Apple reported its highest-ever net profit in the holiday quarter as revenues swelled way beyond forecasts to $111.4bn on the back of a 57 per cent rise in sales in Greater China.

Apple’s net profits rose 29 per cent to $28.8bn, against forecasts it would rise 6.3 per cent, while earnings per share jumped 35 per cent to $1.68. Forecasters expected revenues of about $102bn.

All five of the $2.4tn company’s product categories grew at double-digit percentages, led by a 41 per gain in iPad sales and a 30 per cent climb in wearables, which include AirPods and the Apple Watch. The iPhone, by far its biggest category, generated sales of $65.6bn, a 17 per cent gain that far outpaced analyst expectations of a 6 per cent rise.

iPhone sales accounted for 59 per cent of total revenues, an unexpectedly high figure after the company experienced supply constraints and a delayed launch for the 5G-enabled iPhone 12.

Revenues from “everything-but-the-iPhone” rose 28 per cent, a new record that underscores the success of the Mac, AirPods, and Apple Watches, as well as how relatively small fees for its services — such as the $9.99 monthly cost for Apple Music — add up when marketed to 1bn iPhone users.

“We couldn’t be happier with the December quarter and we couldn’t be more optimistic about the future,” Luca Maestri, Apple finance chief, told the Financial Times.

One disappointment for investors is that Apple declined to offer any guidance for the March quarter, citing uncertainties around the pandemic.

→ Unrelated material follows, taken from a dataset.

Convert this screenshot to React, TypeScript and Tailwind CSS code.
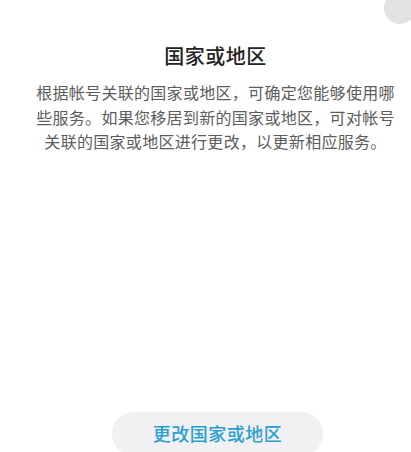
import React from "react";

export default function App() {
  const font = { fontFamily: '"Noto Sans CJK SC", "Noto Sans", sans-serif' };
  return (
    <div
      className="relative flex h-[452px] w-[411px] flex-col items-center overflow-hidden bg-white"
      style={font}
    >
      <div className="absolute left-[384px] top-[-8px] h-[32px] w-[32px] rounded-full bg-[#e3e3e3]" />
      <div className="flex w-full flex-col items-center pl-[30px] pr-[10px] pt-[42px]">
        <h1 className="text-[20px] font-medium leading-[28px] tracking-[0.5px] text-[#222222]">
          国家或地区
        </h1>
        <p className="mt-[10px] text-center text-[16px] leading-[24.5px] tracking-[0.3px] text-[#5c5c5c]">
          根据帐号关联的国家或地区，可确定您能够使用哪些服务。如果您移居到新的国家或地区，可对帐号关联的国家或地区进行更改，以更新相应服务。
        </p>
      </div>
      <div className="flex-1" />
      <div className="mb-[-4px] ml-[24px] flex h-[44px] w-[211px] items-center justify-center rounded-full bg-[#f1f1f3] pb-[2px]">
        <span className="text-[18px] font-medium tracking-[0.5px] text-[#2a9fd0]">
          更改国家或地区
        </span>
      </div>
    </div>
  );
}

“It becomes very easy for things to get really difficult, really quickly,” Mr Maestri said, adding that many Apple stores remain closed in the Americas and Europe.

Nor did Apple release a new forecast for how its services division will grow in next few years, having attained its previous goal of doubling service revenues between 2016 and 2020 six months ahead of schedule.

In Greater China, revenues surged 57 per cent to $21.3bn. “There was probably some level of pent up demand for 5G iPhones in China and so we’ve seen phenomenal results there,” Mr Maestri said.

All other geographic segments set record highs, too, with revenues in the Americas up 12 per cent per cent to $46.3bn, European revenues up 17 per cent to $27.3bn, Japan revenue up 33 per cent to $8.3bn, and the rest of Asia up 11 per cent to $8.3bn.